§ The exercise: Transcribe the material from its first line onward, ending with the line that contains "import React from" and adding nothing beyond it.

= = = = = = =

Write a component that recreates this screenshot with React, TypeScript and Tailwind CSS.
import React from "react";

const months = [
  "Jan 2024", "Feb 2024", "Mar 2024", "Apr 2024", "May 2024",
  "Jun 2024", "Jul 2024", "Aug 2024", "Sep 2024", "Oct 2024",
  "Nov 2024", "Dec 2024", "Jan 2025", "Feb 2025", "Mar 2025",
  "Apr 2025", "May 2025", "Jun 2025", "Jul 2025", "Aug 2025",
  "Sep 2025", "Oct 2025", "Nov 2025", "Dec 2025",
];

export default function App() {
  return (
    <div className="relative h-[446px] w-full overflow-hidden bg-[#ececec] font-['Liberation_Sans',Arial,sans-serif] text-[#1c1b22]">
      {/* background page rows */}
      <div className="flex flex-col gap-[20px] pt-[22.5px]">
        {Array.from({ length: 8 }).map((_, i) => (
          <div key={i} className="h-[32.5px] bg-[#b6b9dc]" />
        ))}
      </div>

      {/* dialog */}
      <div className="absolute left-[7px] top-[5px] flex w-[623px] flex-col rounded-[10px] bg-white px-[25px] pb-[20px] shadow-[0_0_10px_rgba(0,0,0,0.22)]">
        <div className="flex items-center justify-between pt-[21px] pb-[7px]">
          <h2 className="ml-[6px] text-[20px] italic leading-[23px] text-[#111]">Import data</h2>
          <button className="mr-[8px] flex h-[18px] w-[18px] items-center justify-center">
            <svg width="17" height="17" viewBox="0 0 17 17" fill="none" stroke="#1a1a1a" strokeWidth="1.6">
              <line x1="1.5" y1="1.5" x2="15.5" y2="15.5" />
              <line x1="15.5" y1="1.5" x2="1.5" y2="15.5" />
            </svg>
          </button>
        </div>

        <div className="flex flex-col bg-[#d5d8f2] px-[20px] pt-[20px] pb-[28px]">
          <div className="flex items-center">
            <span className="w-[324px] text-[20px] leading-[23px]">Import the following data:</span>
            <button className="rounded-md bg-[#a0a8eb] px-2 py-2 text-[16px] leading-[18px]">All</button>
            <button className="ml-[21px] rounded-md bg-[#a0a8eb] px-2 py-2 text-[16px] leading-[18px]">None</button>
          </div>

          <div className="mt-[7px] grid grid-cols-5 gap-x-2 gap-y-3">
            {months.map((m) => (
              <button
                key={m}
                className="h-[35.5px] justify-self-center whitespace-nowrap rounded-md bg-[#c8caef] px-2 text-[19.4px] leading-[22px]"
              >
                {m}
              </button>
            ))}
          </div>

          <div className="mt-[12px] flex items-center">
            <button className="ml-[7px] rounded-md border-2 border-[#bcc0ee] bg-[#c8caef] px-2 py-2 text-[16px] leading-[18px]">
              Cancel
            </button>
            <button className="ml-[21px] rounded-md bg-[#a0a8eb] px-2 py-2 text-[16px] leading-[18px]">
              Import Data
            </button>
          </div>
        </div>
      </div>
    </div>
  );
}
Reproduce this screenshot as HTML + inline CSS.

= = = = = = =

§ Result of the task:
Write a component that recreates this screenshot with React, TypeScript and Tailwind CSS.
import React from "react";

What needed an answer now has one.